Mengapa apresiasi pantas diberikan kepada PDIP dan semua partai yang memiliki keberanian melawan hegemoni tunggal dalam proses kandidasi Pilkada? Karena dengan cara demikian hadirnya calon tunggal dalam Pilkada dapat dicegah.
Dalam konteks Pilgub Sumut ini (dan semoga juga di Pilkada lainnya) menang-kalah bagi PDIP adalah urusan kemudian. Urusan kedua setelah pasangan calon didaftarkan, urusan ikhtiar perjuangan, strategi dan taktik yang masih bisa dirancang matang dan dipersiapkan maksimal.
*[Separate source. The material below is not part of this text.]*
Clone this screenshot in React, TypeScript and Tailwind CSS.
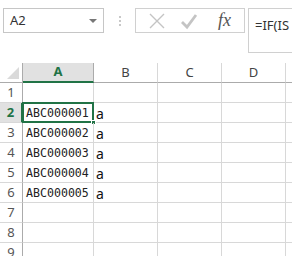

Urusan kini dan mendesak adalah bagaimana menghadirkan Pilkada substantif kepada rakyat. Yakni Pilkada sebagai jalan merotasi kepemimpinan secara demokratis sejak awal, sejak proses kandidasi, yang wajib ditunjukan dengan cara menyediakan sebanyak mungkin pilihan bagi rakyat.
Bukan dengan memaksakan calon tunggal, lalu rakyat di-fait accompli untuk memilihnya, atau jika tidak setuju disilahkan memilih kotak kosong. Lawak selawak-lawaknya!
Substansi Pilkada berikutnya adalah soal kompetisi. Yakni mekanisme pengajuan gagasan-gagasan perbaikan dan kemajuan yang secara teknis lazim disebut "visi, misi dan program" yang wajib disampaikan kepada publik.
Pilkada adalah media bagi para kandidat pemimpin lokal untuk mengompetisikan, mengadu-tanding gagasan-gagasan visioner, kompetensi dan pengalaman, integritas moral dan sosial, serta penyemaian harapan-harapan bagi rakyat Tentang masa depan daerah dan kehidupan masyarakatnya.
Dalam Pilkada dengan calon tunggal kesemuanya itu tidak mungkin terjadi. Tidak akan ada proposal politik gagasan yang dibedah dan diuji secara diskursif dan kompetitif di ruang publik. Kecuali sekadar dokumen formal persyaratan pencalonan.
Dengan siapa dokumen visi, misi dan program itu bakal diadu-tanding, diuji kritis dan dikompetisikan? Dengan kotak kosong? Ini adalah lawak selawak-lawaknya.
Substansi Pilkada
Jadi, Pilkada dengan calon tunggal hemat saya bakal kehilangan setidaknya dua substansi. Substansi pertama yang hilang adalah pilihan appeal to appeal, manusia lawan manusia, kandidat pemimpin lawan kandidat pemimpin. Bukan manusia lawan kotak kosong.
Substansi kedua yang hilang adalah kompetisi gagasan dan pemikiran visioner. Jika fakta serupa ini yang kemudian terjadi, di Sumut atau di daerah manapun, masih pantaskah Pilkada disebut sebagai Pilkada? Â Â Â
Dan yang tidak kalah penting, selain kehilangan substansi sebagai proses politik elektoral, Pilkada dengan calon tunggal juga potensial mengakibatkan partisipasi pemilih mengalami kemerosotan. Atau, partisipasi tetap tinggi, pemilih tetap berduyun ke TPS, tetapi arah pilihannya bukan untuk memberikan mandat kepada si calon tunggal. Melainkan untuk memenangkan kotak kosong.